Die Staatsanwaltschaft Essen sehe laut Übermeden keinen direkten Zusammenhang zwischen dem Suizid des Jungen und Minecraft:
„Die Ermittlungen haben zwar ergeben, dass der Junge auch an dem Tag wie gewöhnlich Computerspiele u.a. auch Minecraft spielte. Offenbar hat die RTL-Mediengruppe auf einen kausalen Zusammenhang zwischen PC-Spielen und dem Tod des Jungen geschlossen. Einen solchen kausalen Zusammenhang sehen wir zwar grundsätzlich als eine theoretisch denkbare Möglichkeit für eine Erklärung an. Belegbare Fakten haben allerdings bisher diese Erklärungsmöglichkeit nicht erhärtet.“
RTL verteidigt sich
RTL erklärt den Beitrag folgendermaßen und verweist darauf, dass der Beitrag als allgemeine medienpädagogische Warnung gelte:
Der kausale Zusammenhang zwischen dem Mobbing beim Online-Spiel und dem Suizid liegt nahe, eine Tatsachenbehauptung ist jedoch journalistisch nicht einwandfrei. Wir haben allerdings diesen tragischen Fall eher als Aufhänger genutzt, um konstruktiv ein Problembewusstsein für Computerspiele zu schaffen. Wie bei anderen Verbraucherthemen auch, wurden dazu mehrere Experten befragt.

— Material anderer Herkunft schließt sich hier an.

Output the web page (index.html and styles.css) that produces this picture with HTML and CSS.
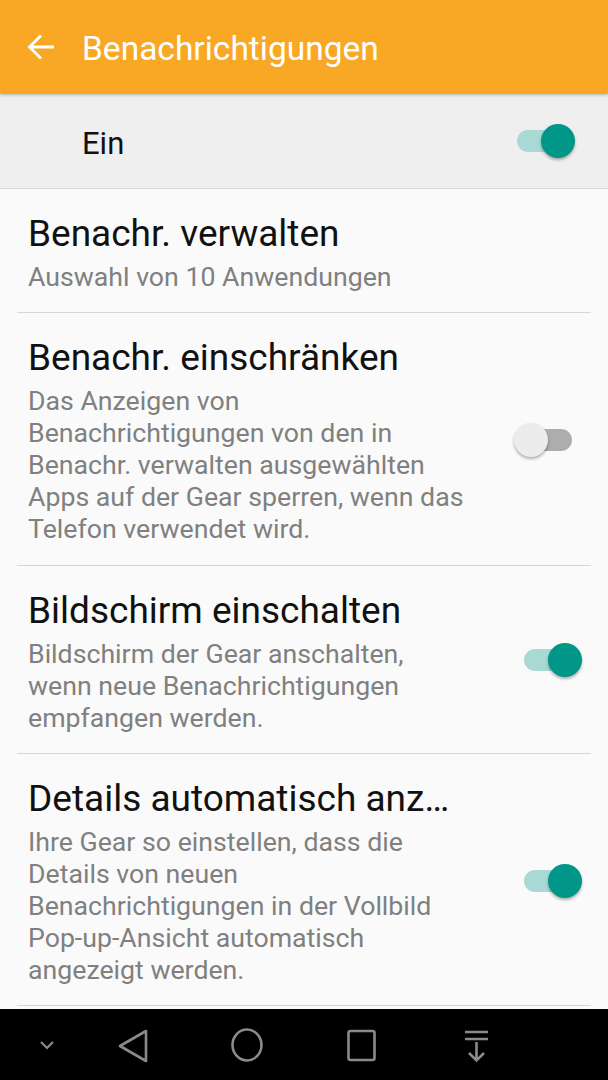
FILE: index.html
```html
<!DOCTYPE html>
<html lang="de">

<head>
    <meta charset="UTF-8">
    <meta name="viewport" content="width=device-width, initial-scale=1.0">
    <title>Benachrichtigungen</title>
    <link rel="stylesheet" href="styles.css">
</head>

<body>
    <div class="screen">
        <div class="appbar">
            <svg class="back" width="30" height="30" viewBox="0 0 30 30">
                <path d="M28 15H4M15 3.5L3.5 15 15 26.5" fill="none" stroke="#fff" stroke-width="2.8" />
            </svg>
            <span class="appbar-title">Benachrichtigungen</span>
        </div>

        <div class="master">
            <span class="master-label">Ein</span>
            <div class="switch on"><span class="track"></span><span class="thumb"></span></div>
        </div>

        <div class="list">
            <div class="item">
                <div class="text">
                    <div class="title">Benachr. verwalten</div>
                    <div class="sub">Auswahl von 10 Anwendungen</div>
                </div>
            </div>
            <div class="item">
                <div class="text">
                    <div class="title">Benachr. einschränken</div>
                    <div class="sub">Das Anzeigen von<br>Benachrichtigungen von den in<br>Benachr. verwalten ausgewählten<br>Apps auf der Gear sperren, wenn das<br>Telefon verwendet wird.</div>
                </div>
                <div class="switch off"><span class="track"></span><span class="thumb"></span></div>
            </div>
            <div class="item">
                <div class="text">
                    <div class="title">Bildschirm einschalten</div>
                    <div class="sub">Bildschirm der Gear anschalten,<br>wenn neue Benachrichtigungen<br>empfangen werden.</div>
                </div>
                <div class="switch on"><span class="track"></span><span class="thumb"></span></div>
            </div>
            <div class="item">
                <div class="text">
                    <div class="title">Details automatisch anz…</div>
                    <div class="sub">Ihre Gear so einstellen, dass die<br>Details von neuen<br>Benachrichtigungen in der Vollbild<br>Pop-up-Ansicht automatisch<br>angezeigt werden.</div>
                </div>
                <div class="switch on"><span class="track"></span><span class="thumb"></span></div>
            </div>
        </div>

        <div class="navbar">
            <svg class="nav-icon" width="24" height="24" viewBox="0 0 24 24">
                <path d="M6 9l6 6 6-6" fill="none" stroke="#8a8a8a" stroke-width="2.2" />
            </svg>
            <svg class="nav-icon" width="40" height="40" viewBox="0 0 40 40">
                <path d="M33 6v30L7 21z" fill="none" stroke="#8a8a8a" stroke-width="2.6" stroke-linejoin="round" />
            </svg>
            <svg class="nav-icon" width="40" height="40" viewBox="0 0 40 40">
                <ellipse cx="20" cy="20" rx="14.5" ry="15.5" fill="none" stroke="#8a8a8a" stroke-width="2.6" />
            </svg>
            <svg class="nav-icon" width="40" height="40" viewBox="0 0 40 40">
                <rect x="6.5" y="6" width="26" height="29" rx="2" fill="none" stroke="#8a8a8a" stroke-width="2.6" />
            </svg>
            <svg class="nav-icon" width="40" height="40" viewBox="0 0 40 40">
                <path d="M9 7h23M9 14h23M20.5 17v18M13 28l7.5 7.5L28 28" fill="none" stroke="#8a8a8a" stroke-width="2.6" />
            </svg>
        </div>
    </div>
</body>

</html>
```

FILE: styles.css
```css
body {
    margin: 0;
    font-family: Roboto, "Noto Sans", sans-serif;
    background-color: #000;
}

.screen {
    width: 608px;
    height: 1080px;
    display: flex;
    flex-direction: column;
    background-color: #FAFAFA;
    overflow: hidden;
}

.appbar {
    height: 94px;
    flex-shrink: 0;
    display: flex;
    align-items: center;
    padding-left: 26px;
    background-color: #F9A826;
    box-shadow: 0 1px 3px rgba(0, 0, 0, 0.25);
    position: relative;
    z-index: 1;
}

.back {
    margin-right: 26px;
}

.appbar-title {
    color: #fff;
    font-size: 33.5px;
    padding-top: 2px;
}

.master {
    height: 94px;
    flex-shrink: 0;
    display: flex;
    align-items: center;
    justify-content: space-between;
    padding: 0 33px 0 82px;
    background-color: #EFEFEF;
    border-bottom: 1px solid #D8D8D8;
}

.master-label {
    font-size: 31px;
    color: #111;
    padding-top: 5px;
}

.list {
    flex: 1;
    min-height: 0;
}

.item {
    display: flex;
    align-items: center;
    margin: 0 17px;
    padding: 21px 9px 19px 11px;
    border-bottom: 1px solid #D6D6D6;
}

.text {
    flex: 1;
    min-width: 0;
}

.title {
    font-size: 37px;
    line-height: 48px;
    color: #111;
    white-space: nowrap;
}

.sub {
    margin-top: 3px;
    font-size: 26.7px;
    line-height: 32.1px;
    color: #808080;
}

.switch {
    position: relative;
    width: 68px;
    height: 34px;
    flex-shrink: 0;
}

.switch .track {
    position: absolute;
    left: 10px;
    right: 10px;
    top: 6px;
    height: 22px;
    border-radius: 11px;
}

.switch .thumb {
    position: absolute;
    top: 0;
    width: 34px;
    height: 34px;
    border-radius: 50%;
    box-shadow: 0 2px 3px rgba(0, 0, 0, 0.3);
}

.switch.on .track {
    background-color: #A9D9D4;
}

.switch.on .thumb {
    right: 0;
    background-color: #009688;
}

.switch.off .track {
    background-color: #ADADAD;
}

.switch.off .thumb {
    left: 0;
    background-color: #ECECEC;
}

.navbar {
    height: 71px;
    flex-shrink: 0;
    display: flex;
    align-items: center;
    background-color: #000;
}

.navbar .nav-icon:nth-child(1) {
    margin-left: 35px;
}

.navbar .nav-icon:nth-child(2) {
    margin-left: 54px;
}

.navbar .nav-icon:nth-child(3) {
    margin-left: 74px;
}

.navbar .nav-icon:nth-child(4) {
    margin-left: 75px;
}

.navbar .nav-icon:nth-child(5) {
    margin-left: 74px;
}
```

Der gesame Beitrag ist ohnehin medienethisch äußerst fragwürdig. So wird der Vorname des Jungen, Art des Suizids und mögliche Gründe erwähnt. Dies kann zu Nachahmungstaten führen, wovor Psychologen schon seit längerer Zeit warnen.
Wichtig: Solltest Du Probleme haben, depressiv sein oder über Suizid nachdenken, könnt ihr euch unter 0800-1110111 oder 0800-1110222 an die Telefon-Seelsorge wenden. Dort erhaltet ihr Hilfe und werdet beraten.